Short problem: Write out all of the entries that follow, word for word, but skip the pictures.

The records:
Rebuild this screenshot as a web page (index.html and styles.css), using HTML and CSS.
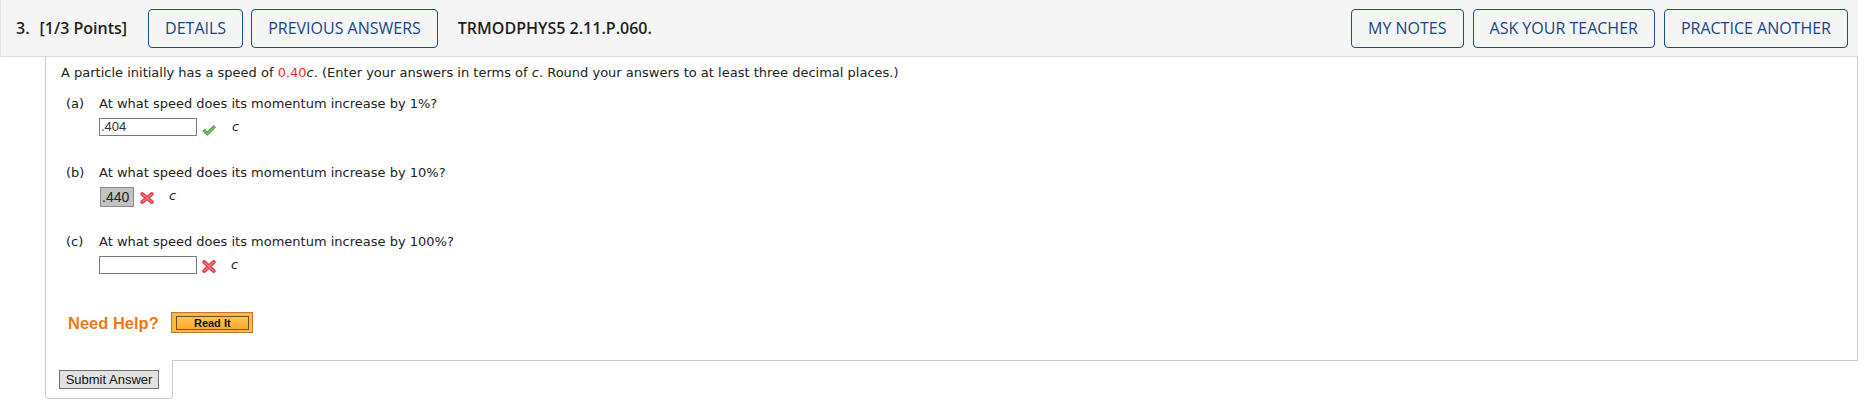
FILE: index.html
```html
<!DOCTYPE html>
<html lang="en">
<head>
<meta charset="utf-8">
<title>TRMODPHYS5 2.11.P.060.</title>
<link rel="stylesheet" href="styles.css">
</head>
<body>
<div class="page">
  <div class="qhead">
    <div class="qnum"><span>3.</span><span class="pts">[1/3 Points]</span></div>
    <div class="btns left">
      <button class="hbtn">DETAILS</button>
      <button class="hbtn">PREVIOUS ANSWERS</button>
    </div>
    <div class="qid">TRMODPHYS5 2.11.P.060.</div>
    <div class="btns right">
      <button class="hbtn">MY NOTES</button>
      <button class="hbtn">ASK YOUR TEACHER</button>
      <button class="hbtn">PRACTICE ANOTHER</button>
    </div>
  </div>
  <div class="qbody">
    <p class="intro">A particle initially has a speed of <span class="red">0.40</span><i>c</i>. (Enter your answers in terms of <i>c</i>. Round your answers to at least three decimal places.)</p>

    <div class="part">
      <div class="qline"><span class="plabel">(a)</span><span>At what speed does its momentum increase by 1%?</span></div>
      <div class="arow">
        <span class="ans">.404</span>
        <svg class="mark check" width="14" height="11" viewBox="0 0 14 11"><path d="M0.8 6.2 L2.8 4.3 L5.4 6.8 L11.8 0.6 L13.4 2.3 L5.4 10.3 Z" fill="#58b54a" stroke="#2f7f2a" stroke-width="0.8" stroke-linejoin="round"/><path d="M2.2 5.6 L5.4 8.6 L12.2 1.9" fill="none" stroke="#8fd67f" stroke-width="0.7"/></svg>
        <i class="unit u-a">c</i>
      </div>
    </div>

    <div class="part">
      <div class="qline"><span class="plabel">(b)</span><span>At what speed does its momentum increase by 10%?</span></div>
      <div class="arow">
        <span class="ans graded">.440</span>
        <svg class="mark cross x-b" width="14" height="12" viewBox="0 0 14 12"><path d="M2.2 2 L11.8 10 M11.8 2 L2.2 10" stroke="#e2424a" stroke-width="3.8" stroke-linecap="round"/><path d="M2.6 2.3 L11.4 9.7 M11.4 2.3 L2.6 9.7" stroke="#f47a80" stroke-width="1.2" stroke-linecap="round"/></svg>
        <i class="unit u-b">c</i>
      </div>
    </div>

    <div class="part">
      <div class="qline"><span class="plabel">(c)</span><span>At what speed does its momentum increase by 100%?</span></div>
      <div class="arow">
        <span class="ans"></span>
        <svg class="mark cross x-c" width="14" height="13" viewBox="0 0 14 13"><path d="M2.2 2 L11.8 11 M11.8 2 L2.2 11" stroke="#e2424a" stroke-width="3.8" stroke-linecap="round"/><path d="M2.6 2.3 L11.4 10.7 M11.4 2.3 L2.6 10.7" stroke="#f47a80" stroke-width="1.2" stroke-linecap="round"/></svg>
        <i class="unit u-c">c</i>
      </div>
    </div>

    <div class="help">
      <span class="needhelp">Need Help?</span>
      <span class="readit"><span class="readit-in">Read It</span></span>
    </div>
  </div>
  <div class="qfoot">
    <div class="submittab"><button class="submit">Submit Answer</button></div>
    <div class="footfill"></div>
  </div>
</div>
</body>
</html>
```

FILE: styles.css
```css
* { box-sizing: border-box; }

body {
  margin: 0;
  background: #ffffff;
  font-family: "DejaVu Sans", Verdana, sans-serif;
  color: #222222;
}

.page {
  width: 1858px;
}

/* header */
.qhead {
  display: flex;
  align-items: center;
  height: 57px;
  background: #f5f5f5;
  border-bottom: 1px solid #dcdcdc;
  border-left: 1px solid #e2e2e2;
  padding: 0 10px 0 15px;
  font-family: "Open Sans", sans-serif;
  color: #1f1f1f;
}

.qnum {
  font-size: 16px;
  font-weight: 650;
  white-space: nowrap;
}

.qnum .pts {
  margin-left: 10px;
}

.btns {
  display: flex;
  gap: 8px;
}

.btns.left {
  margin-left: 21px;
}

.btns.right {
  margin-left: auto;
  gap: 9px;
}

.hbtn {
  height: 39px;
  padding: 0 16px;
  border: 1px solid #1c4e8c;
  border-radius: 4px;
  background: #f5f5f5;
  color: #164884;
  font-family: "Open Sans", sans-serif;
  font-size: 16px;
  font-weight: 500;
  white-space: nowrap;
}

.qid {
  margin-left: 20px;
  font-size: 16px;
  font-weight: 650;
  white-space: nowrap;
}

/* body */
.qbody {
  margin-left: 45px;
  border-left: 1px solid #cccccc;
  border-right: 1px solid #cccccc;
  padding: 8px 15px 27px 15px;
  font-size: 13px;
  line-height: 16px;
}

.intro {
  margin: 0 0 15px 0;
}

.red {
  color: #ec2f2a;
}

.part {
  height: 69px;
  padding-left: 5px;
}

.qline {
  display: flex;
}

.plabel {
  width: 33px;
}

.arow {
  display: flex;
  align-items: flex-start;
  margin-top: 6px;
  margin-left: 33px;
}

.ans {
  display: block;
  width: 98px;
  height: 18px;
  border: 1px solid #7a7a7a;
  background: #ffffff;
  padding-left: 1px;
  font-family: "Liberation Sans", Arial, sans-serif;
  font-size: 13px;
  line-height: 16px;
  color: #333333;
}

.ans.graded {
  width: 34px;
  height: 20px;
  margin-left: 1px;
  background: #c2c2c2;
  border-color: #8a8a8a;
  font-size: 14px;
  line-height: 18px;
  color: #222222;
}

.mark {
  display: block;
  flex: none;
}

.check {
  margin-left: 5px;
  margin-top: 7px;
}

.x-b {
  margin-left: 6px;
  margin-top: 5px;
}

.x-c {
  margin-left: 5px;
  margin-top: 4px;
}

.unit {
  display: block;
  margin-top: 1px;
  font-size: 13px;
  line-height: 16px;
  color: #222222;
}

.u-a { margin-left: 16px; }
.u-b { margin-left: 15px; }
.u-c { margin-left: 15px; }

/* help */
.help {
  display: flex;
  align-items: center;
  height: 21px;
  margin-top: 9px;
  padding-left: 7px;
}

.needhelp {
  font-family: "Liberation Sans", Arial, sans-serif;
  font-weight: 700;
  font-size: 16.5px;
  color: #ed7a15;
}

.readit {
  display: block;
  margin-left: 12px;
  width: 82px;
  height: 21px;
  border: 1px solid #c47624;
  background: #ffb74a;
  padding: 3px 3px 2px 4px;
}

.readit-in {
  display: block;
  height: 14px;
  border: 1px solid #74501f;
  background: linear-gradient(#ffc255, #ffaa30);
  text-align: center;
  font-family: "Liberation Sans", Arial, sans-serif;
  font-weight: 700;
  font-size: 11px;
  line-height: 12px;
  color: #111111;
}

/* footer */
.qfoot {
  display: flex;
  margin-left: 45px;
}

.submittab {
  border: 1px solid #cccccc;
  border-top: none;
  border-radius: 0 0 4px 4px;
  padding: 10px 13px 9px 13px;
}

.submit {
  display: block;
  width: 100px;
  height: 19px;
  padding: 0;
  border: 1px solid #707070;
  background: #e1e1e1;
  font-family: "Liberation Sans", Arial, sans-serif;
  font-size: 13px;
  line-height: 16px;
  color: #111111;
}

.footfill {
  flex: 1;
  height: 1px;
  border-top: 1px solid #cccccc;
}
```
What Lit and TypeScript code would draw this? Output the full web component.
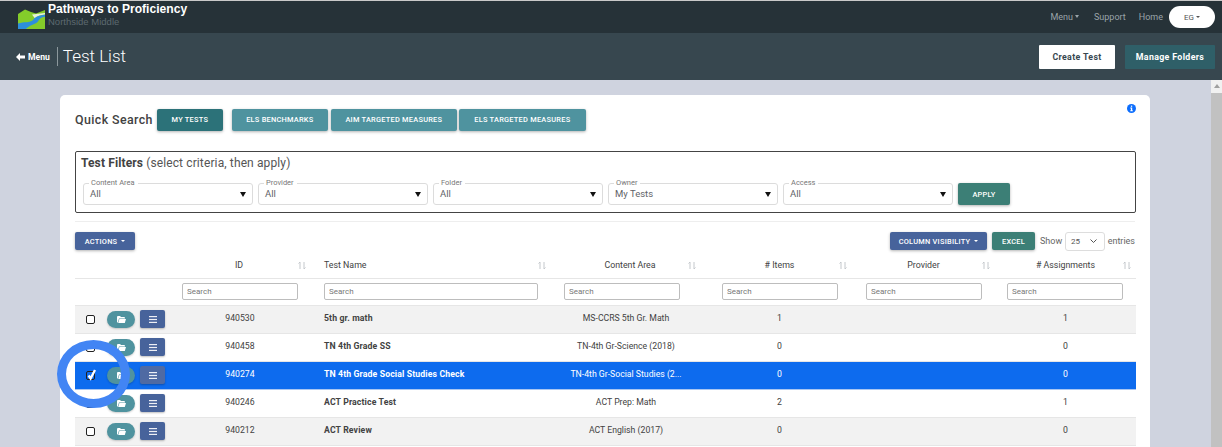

Written answer:
Rebuild this screenshot as a web page (index.html and styles.css), using HTML and CSS.
FILE: index.html
```html
<!DOCTYPE html>
<html lang="en">
<head>
<meta charset="utf-8">
<title>TRMODPHYS5 2.11.P.060.</title>
<link rel="stylesheet" href="styles.css">
</head>
<body>
<div class="page">
  <div class="qhead">
    <div class="qnum"><span>3.</span><span class="pts">[1/3 Points]</span></div>
    <div class="btns left">
      <button class="hbtn">DETAILS</button>
      <button class="hbtn">PREVIOUS ANSWERS</button>
    </div>
    <div class="qid">TRMODPHYS5 2.11.P.060.</div>
    <div class="btns right">
      <button class="hbtn">MY NOTES</button>
      <button class="hbtn">ASK YOUR TEACHER</button>
      <button class="hbtn">PRACTICE ANOTHER</button>
    </div>
  </div>
  <div class="qbody">
    <p class="intro">A particle initially has a speed of <span class="red">0.40</span><i>c</i>. (Enter your answers in terms of <i>c</i>. Round your answers to at least three decimal places.)</p>

    <div class="part">
      <div class="qline"><span class="plabel">(a)</span><span>At what speed does its momentum increase by 1%?</span></div>
      <div class="arow">
        <span class="ans">.404</span>
        <svg class="mark check" width="14" height="11" viewBox="0 0 14 11"><path d="M0.8 6.2 L2.8 4.3 L5.4 6.8 L11.8 0.6 L13.4 2.3 L5.4 10.3 Z" fill="#58b54a" stroke="#2f7f2a" stroke-width="0.8" stroke-linejoin="round"/><path d="M2.2 5.6 L5.4 8.6 L12.2 1.9" fill="none" stroke="#8fd67f" stroke-width="0.7"/></svg>
        <i class="unit u-a">c</i>
      </div>
    </div>

    <div class="part">
      <div class="qline"><span class="plabel">(b)</span><span>At what speed does its momentum increase by 10%?</span></div>
      <div class="arow">
        <span class="ans graded">.440</span>
        <svg class="mark cross x-b" width="14" height="12" viewBox="0 0 14 12"><path d="M2.2 2 L11.8 10 M11.8 2 L2.2 10" stroke="#e2424a" stroke-width="3.8" stroke-linecap="round"/><path d="M2.6 2.3 L11.4 9.7 M11.4 2.3 L2.6 9.7" stroke="#f47a80" stroke-width="1.2" stroke-linecap="round"/></svg>
        <i class="unit u-b">c</i>
      </div>
    </div>

    <div class="part">
      <div class="qline"><span class="plabel">(c)</span><span>At what speed does its momentum increase by 100%?</span></div>
      <div class="arow">
        <span class="ans"></span>
        <svg class="mark cross x-c" width="14" height="13" viewBox="0 0 14 13"><path d="M2.2 2 L11.8 11 M11.8 2 L2.2 11" stroke="#e2424a" stroke-width="3.8" stroke-linecap="round"/><path d="M2.6 2.3 L11.4 10.7 M11.4 2.3 L2.6 10.7" stroke="#f47a80" stroke-width="1.2" stroke-linecap="round"/></svg>
        <i class="unit u-c">c</i>
      </div>
    </div>

    <div class="help">
      <span class="needhelp">Need Help?</span>
      <span class="readit"><span class="readit-in">Read It</span></span>
    </div>
  </div>
  <div class="qfoot">
    <div class="submittab"><button class="submit">Submit Answer</button></div>
    <div class="footfill"></div>
  </div>
</div>
</body>
</html>
```

FILE: styles.css
```css
* { box-sizing: border-box; }

body {
  margin: 0;
  background: #ffffff;
  font-family: "DejaVu Sans", Verdana, sans-serif;
  color: #222222;
}

.page {
  width: 1858px;
}

/* header */
.qhead {
  display: flex;
  align-items: center;
  height: 57px;
  background: #f5f5f5;
  border-bottom: 1px solid #dcdcdc;
  border-left: 1px solid #e2e2e2;
  padding: 0 10px 0 15px;
  font-family: "Open Sans", sans-serif;
  color: #1f1f1f;
}

.qnum {
  font-size: 16px;
  font-weight: 650;
  white-space: nowrap;
}

.qnum .pts {
  margin-left: 10px;
}

.btns {
  display: flex;
  gap: 8px;
}

.btns.left {
  margin-left: 21px;
}

.btns.right {
  margin-left: auto;
  gap: 9px;
}

.hbtn {
  height: 39px;
  padding: 0 16px;
  border: 1px solid #1c4e8c;
  border-radius: 4px;
  background: #f5f5f5;
  color: #164884;
  font-family: "Open Sans", sans-serif;
  font-size: 16px;
  font-weight: 500;
  white-space: nowrap;
}

.qid {
  margin-left: 20px;
  font-size: 16px;
  font-weight: 650;
  white-space: nowrap;
}

/* body */
.qbody {
  margin-left: 45px;
  border-left: 1px solid #cccccc;
  border-right: 1px solid #cccccc;
  padding: 8px 15px 27px 15px;
  font-size: 13px;
  line-height: 16px;
}

.intro {
  margin: 0 0 15px 0;
}

.red {
  color: #ec2f2a;
}

.part {
  height: 69px;
  padding-left: 5px;
}

.qline {
  display: flex;
}

.plabel {
  width: 33px;
}

.arow {
  display: flex;
  align-items: flex-start;
  margin-top: 6px;
  margin-left: 33px;
}

.ans {
  display: block;
  width: 98px;
  height: 18px;
  border: 1px solid #7a7a7a;
  background: #ffffff;
  padding-left: 1px;
  font-family: "Liberation Sans", Arial, sans-serif;
  font-size: 13px;
  line-height: 16px;
  color: #333333;
}

.ans.graded {
  width: 34px;
  height: 20px;
  margin-left: 1px;
  background: #c2c2c2;
  border-color: #8a8a8a;
  font-size: 14px;
  line-height: 18px;
  color: #222222;
}

.mark {
  display: block;
  flex: none;
}

.check {
  margin-left: 5px;
  margin-top: 7px;
}

.x-b {
  margin-left: 6px;
  margin-top: 5px;
}

.x-c {
  margin-left: 5px;
  margin-top: 4px;
}

.unit {
  display: block;
  margin-top: 1px;
  font-size: 13px;
  line-height: 16px;
  color: #222222;
}

.u-a { margin-left: 16px; }
.u-b { margin-left: 15px; }
.u-c { margin-left: 15px; }

/* help */
.help {
  display: flex;
  align-items: center;
  height: 21px;
  margin-top: 9px;
  padding-left: 7px;
}

.needhelp {
  font-family: "Liberation Sans", Arial, sans-serif;
  font-weight: 700;
  font-size: 16.5px;
  color: #ed7a15;
}

.readit {
  display: block;
  margin-left: 12px;
  width: 82px;
  height: 21px;
  border: 1px solid #c47624;
  background: #ffb74a;
  padding: 3px 3px 2px 4px;
}

.readit-in {
  display: block;
  height: 14px;
  border: 1px solid #74501f;
  background: linear-gradient(#ffc255, #ffaa30);
  text-align: center;
  font-family: "Liberation Sans", Arial, sans-serif;
  font-weight: 700;
  font-size: 11px;
  line-height: 12px;
  color: #111111;
}

/* footer */
.qfoot {
  display: flex;
  margin-left: 45px;
}

.submittab {
  border: 1px solid #cccccc;
  border-top: none;
  border-radius: 0 0 4px 4px;
  padding: 10px 13px 9px 13px;
}

.submit {
  display: block;
  width: 100px;
  height: 19px;
  padding: 0;
  border: 1px solid #707070;
  background: #e1e1e1;
  font-family: "Liberation Sans", Arial, sans-serif;
  font-size: 13px;
  line-height: 16px;
  color: #111111;
}

.footfill {
  flex: 1;
  height: 1px;
  border-top: 1px solid #cccccc;
}
```
What Lit and TypeScript code would draw this? Output the full web component.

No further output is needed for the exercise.